→ **Directions for this task**: Transcribe each line of the material as it is, and drop any picture.

→ **Data shown**:

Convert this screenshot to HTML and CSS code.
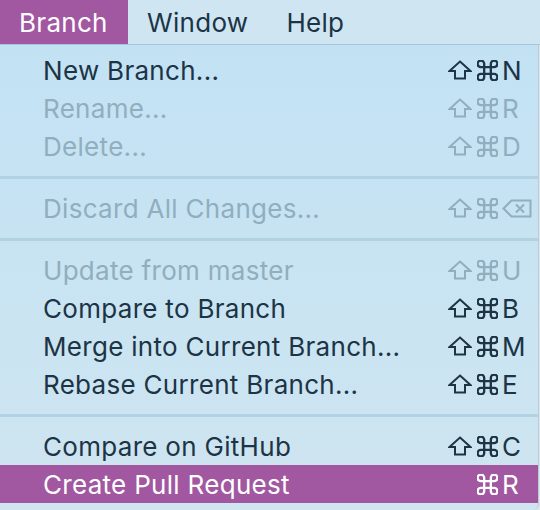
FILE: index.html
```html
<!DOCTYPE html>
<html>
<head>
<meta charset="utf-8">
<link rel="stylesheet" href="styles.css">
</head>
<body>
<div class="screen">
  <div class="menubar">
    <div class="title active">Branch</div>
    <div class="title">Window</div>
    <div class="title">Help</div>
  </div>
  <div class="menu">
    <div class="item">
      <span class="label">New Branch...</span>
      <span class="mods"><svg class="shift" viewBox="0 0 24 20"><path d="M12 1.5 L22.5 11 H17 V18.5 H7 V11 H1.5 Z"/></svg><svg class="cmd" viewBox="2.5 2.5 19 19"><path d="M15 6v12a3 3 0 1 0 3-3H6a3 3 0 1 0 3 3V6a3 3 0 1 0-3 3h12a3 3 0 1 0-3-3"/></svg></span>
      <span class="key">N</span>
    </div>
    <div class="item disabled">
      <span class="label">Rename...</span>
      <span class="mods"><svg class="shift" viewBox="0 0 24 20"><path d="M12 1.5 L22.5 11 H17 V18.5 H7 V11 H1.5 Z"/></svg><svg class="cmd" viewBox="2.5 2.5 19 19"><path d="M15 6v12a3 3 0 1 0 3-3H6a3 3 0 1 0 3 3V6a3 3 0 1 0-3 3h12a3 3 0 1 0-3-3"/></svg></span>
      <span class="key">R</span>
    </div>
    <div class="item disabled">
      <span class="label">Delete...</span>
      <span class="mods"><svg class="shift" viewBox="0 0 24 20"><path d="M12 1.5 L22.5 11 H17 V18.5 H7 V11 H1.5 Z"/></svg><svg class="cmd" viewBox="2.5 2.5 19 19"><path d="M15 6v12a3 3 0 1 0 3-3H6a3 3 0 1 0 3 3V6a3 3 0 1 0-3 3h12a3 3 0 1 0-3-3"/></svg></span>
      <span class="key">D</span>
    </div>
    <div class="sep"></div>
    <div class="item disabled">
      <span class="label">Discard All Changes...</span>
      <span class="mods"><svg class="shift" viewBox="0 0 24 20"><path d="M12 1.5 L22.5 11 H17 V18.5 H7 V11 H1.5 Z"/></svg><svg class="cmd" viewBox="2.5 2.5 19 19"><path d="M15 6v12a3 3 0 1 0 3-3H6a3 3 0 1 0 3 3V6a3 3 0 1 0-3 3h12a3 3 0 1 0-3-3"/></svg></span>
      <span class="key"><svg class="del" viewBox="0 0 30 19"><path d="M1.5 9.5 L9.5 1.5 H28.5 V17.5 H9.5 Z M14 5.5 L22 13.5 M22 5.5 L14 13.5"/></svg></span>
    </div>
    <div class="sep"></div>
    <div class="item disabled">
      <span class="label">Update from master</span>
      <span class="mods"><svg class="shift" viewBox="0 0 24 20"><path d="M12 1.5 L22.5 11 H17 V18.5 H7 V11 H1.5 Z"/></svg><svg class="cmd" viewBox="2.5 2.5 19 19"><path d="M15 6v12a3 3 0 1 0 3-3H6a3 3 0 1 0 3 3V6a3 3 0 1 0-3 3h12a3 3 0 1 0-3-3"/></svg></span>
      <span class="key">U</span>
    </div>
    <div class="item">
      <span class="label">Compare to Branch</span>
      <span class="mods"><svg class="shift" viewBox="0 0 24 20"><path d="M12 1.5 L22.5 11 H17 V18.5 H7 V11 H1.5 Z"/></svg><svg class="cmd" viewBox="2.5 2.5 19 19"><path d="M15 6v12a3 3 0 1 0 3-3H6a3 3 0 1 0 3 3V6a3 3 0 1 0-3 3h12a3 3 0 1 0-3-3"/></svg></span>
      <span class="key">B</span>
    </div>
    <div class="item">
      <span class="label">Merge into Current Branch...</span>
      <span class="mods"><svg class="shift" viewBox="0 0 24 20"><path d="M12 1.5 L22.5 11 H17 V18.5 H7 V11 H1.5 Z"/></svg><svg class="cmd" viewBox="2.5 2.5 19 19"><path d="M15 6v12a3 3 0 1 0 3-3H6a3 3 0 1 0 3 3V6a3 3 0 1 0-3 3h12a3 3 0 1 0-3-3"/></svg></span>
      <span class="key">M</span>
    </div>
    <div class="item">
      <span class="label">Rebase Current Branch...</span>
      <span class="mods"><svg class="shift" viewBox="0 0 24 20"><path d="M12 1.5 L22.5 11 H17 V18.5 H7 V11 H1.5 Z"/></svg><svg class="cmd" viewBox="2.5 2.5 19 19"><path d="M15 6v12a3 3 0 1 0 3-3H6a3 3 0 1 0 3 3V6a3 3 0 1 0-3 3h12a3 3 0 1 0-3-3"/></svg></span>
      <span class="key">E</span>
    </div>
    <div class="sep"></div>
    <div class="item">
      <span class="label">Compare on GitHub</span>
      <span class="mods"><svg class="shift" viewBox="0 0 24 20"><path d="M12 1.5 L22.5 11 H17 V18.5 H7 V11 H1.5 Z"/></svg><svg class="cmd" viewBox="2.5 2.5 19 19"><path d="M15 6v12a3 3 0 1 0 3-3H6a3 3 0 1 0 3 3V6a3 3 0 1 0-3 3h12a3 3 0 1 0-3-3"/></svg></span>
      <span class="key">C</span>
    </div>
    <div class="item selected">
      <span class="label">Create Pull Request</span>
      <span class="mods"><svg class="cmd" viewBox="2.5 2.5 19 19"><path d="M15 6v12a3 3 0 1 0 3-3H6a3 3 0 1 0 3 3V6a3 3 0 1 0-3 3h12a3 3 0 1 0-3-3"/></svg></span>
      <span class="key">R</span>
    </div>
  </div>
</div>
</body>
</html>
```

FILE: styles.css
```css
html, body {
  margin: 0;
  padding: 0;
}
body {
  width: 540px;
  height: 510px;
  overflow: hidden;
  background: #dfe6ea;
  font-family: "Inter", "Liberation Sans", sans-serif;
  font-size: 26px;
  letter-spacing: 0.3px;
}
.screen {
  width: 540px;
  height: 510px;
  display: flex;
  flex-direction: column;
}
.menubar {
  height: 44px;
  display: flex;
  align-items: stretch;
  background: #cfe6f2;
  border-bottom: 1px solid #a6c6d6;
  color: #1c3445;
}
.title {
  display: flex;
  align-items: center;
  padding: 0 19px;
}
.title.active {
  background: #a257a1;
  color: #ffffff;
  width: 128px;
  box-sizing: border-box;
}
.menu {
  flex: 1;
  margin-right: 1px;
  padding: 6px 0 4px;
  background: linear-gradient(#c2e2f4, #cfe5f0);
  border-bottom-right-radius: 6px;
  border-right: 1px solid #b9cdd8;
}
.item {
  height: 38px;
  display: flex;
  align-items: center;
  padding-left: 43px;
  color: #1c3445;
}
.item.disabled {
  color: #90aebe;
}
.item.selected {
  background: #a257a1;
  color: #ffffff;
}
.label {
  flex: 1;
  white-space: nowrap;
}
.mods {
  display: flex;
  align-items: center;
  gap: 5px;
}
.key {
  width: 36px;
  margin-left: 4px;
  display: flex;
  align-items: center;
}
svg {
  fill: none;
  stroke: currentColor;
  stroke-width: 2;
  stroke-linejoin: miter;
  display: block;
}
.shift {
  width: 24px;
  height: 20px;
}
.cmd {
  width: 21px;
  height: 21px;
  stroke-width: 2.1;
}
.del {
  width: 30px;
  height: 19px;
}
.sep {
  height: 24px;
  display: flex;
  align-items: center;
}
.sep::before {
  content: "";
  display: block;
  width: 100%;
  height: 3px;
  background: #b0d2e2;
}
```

→ **Correct result**:
Convert this screenshot to HTML and CSS code.
FILE: index.html
```html
<!DOCTYPE html>
<html>
<head>
<meta charset="utf-8">
<link rel="stylesheet" href="styles.css">
</head>
<body>
<div class="screen">
  <div class="menubar">
    <div class="title active">Branch</div>
    <div class="title">Window</div>
    <div class="title">Help</div>
  </div>
  <div class="menu">
    <div class="item">
      <span class="label">New Branch...</span>
      <span class="mods"><svg class="shift" viewBox="0 0 24 20"><path d="M12 1.5 L22.5 11 H17 V18.5 H7 V11 H1.5 Z"/></svg><svg class="cmd" viewBox="2.5 2.5 19 19"><path d="M15 6v12a3 3 0 1 0 3-3H6a3 3 0 1 0 3 3V6a3 3 0 1 0-3 3h12a3 3 0 1 0-3-3"/></svg></span>
      <span class="key">N</span>
    </div>
    <div class="item disabled">
      <span class="label">Rename...</span>
      <span class="mods"><svg class="shift" viewBox="0 0 24 20"><path d="M12 1.5 L22.5 11 H17 V18.5 H7 V11 H1.5 Z"/></svg><svg class="cmd" viewBox="2.5 2.5 19 19"><path d="M15 6v12a3 3 0 1 0 3-3H6a3 3 0 1 0 3 3V6a3 3 0 1 0-3 3h12a3 3 0 1 0-3-3"/></svg></span>
      <span class="key">R</span>
    </div>
    <div class="item disabled">
      <span class="label">Delete...</span>
      <span class="mods"><svg class="shift" viewBox="0 0 24 20"><path d="M12 1.5 L22.5 11 H17 V18.5 H7 V11 H1.5 Z"/></svg><svg class="cmd" viewBox="2.5 2.5 19 19"><path d="M15 6v12a3 3 0 1 0 3-3H6a3 3 0 1 0 3 3V6a3 3 0 1 0-3 3h12a3 3 0 1 0-3-3"/></svg></span>
      <span class="key">D</span>
    </div>
    <div class="sep"></div>
    <div class="item disabled">
      <span class="label">Discard All Changes...</span>
      <span class="mods"><svg class="shift" viewBox="0 0 24 20"><path d="M12 1.5 L22.5 11 H17 V18.5 H7 V11 H1.5 Z"/></svg><svg class="cmd" viewBox="2.5 2.5 19 19"><path d="M15 6v12a3 3 0 1 0 3-3H6a3 3 0 1 0 3 3V6a3 3 0 1 0-3 3h12a3 3 0 1 0-3-3"/></svg></span>
      <span class="key"><svg class="del" viewBox="0 0 30 19"><path d="M1.5 9.5 L9.5 1.5 H28.5 V17.5 H9.5 Z M14 5.5 L22 13.5 M22 5.5 L14 13.5"/></svg></span>
    </div>
    <div class="sep"></div>
    <div class="item disabled">
      <span class="label">Update from master</span>
      <span class="mods"><svg class="shift" viewBox="0 0 24 20"><path d="M12 1.5 L22.5 11 H17 V18.5 H7 V11 H1.5 Z"/></svg><svg class="cmd" viewBox="2.5 2.5 19 19"><path d="M15 6v12a3 3 0 1 0 3-3H6a3 3 0 1 0 3 3V6a3 3 0 1 0-3 3h12a3 3 0 1 0-3-3"/></svg></span>
      <span class="key">U</span>
    </div>
    <div class="item">
      <span class="label">Compare to Branch</span>
      <span class="mods"><svg class="shift" viewBox="0 0 24 20"><path d="M12 1.5 L22.5 11 H17 V18.5 H7 V11 H1.5 Z"/></svg><svg class="cmd" viewBox="2.5 2.5 19 19"><path d="M15 6v12a3 3 0 1 0 3-3H6a3 3 0 1 0 3 3V6a3 3 0 1 0-3 3h12a3 3 0 1 0-3-3"/></svg></span>
      <span class="key">B</span>
    </div>
    <div class="item">
      <span class="label">Merge into Current Branch...</span>
      <span class="mods"><svg class="shift" viewBox="0 0 24 20"><path d="M12 1.5 L22.5 11 H17 V18.5 H7 V11 H1.5 Z"/></svg><svg class="cmd" viewBox="2.5 2.5 19 19"><path d="M15 6v12a3 3 0 1 0 3-3H6a3 3 0 1 0 3 3V6a3 3 0 1 0-3 3h12a3 3 0 1 0-3-3"/></svg></span>
      <span class="key">M</span>
    </div>
    <div class="item">
      <span class="label">Rebase Current Branch...</span>
      <span class="mods"><svg class="shift" viewBox="0 0 24 20"><path d="M12 1.5 L22.5 11 H17 V18.5 H7 V11 H1.5 Z"/></svg><svg class="cmd" viewBox="2.5 2.5 19 19"><path d="M15 6v12a3 3 0 1 0 3-3H6a3 3 0 1 0 3 3V6a3 3 0 1 0-3 3h12a3 3 0 1 0-3-3"/></svg></span>
      <span class="key">E</span>
    </div>
    <div class="sep"></div>
    <div class="item">
      <span class="label">Compare on GitHub</span>
      <span class="mods"><svg class="shift" viewBox="0 0 24 20"><path d="M12 1.5 L22.5 11 H17 V18.5 H7 V11 H1.5 Z"/></svg><svg class="cmd" viewBox="2.5 2.5 19 19"><path d="M15 6v12a3 3 0 1 0 3-3H6a3 3 0 1 0 3 3V6a3 3 0 1 0-3 3h12a3 3 0 1 0-3-3"/></svg></span>
      <span class="key">C</span>
    </div>
    <div class="item selected">
      <span class="label">Create Pull Request</span>
      <span class="mods"><svg class="cmd" viewBox="2.5 2.5 19 19"><path d="M15 6v12a3 3 0 1 0 3-3H6a3 3 0 1 0 3 3V6a3 3 0 1 0-3 3h12a3 3 0 1 0-3-3"/></svg></span>
      <span class="key">R</span>
    </div>
  </div>
</div>
</body>
</html>
```

FILE: styles.css
```css
html, body {
  margin: 0;
  padding: 0;
}
body {
  width: 540px;
  height: 510px;
  overflow: hidden;
  background: #dfe6ea;
  font-family: "Inter", "Liberation Sans", sans-serif;
  font-size: 26px;
  letter-spacing: 0.3px;
}
.screen {
  width: 540px;
  height: 510px;
  display: flex;
  flex-direction: column;
}
.menubar {
  height: 44px;
  display: flex;
  align-items: stretch;
  background: #cfe6f2;
  border-bottom: 1px solid #a6c6d6;
  color: #1c3445;
}
.title {
  display: flex;
  align-items: center;
  padding: 0 19px;
}
.title.active {
  background: #a257a1;
  color: #ffffff;
  width: 128px;
  box-sizing: border-box;
}
.menu {
  flex: 1;
  margin-right: 1px;
  padding: 6px 0 4px;
  background: linear-gradient(#c2e2f4, #cfe5f0);
  border-bottom-right-radius: 6px;
  border-right: 1px solid #b9cdd8;
}
.item {
  height: 38px;
  display: flex;
  align-items: center;
  padding-left: 43px;
  color: #1c3445;
}
.item.disabled {
  color: #90aebe;
}
.item.selected {
  background: #a257a1;
  color: #ffffff;
}
.label {
  flex: 1;
  white-space: nowrap;
}
.mods {
  display: flex;
  align-items: center;
  gap: 5px;
}
.key {
  width: 36px;
  margin-left: 4px;
  display: flex;
  align-items: center;
}
svg {
  fill: none;
  stroke: currentColor;
  stroke-width: 2;
  stroke-linejoin: miter;
  display: block;
}
.shift {
  width: 24px;
  height: 20px;
}
.cmd {
  width: 21px;
  height: 21px;
  stroke-width: 2.1;
}
.del {
  width: 30px;
  height: 19px;
}
.sep {
  height: 24px;
  display: flex;
  align-items: center;
}
.sep::before {
  content: "";
  display: block;
  width: 100%;
  height: 3px;
  background: #b0d2e2;
}
```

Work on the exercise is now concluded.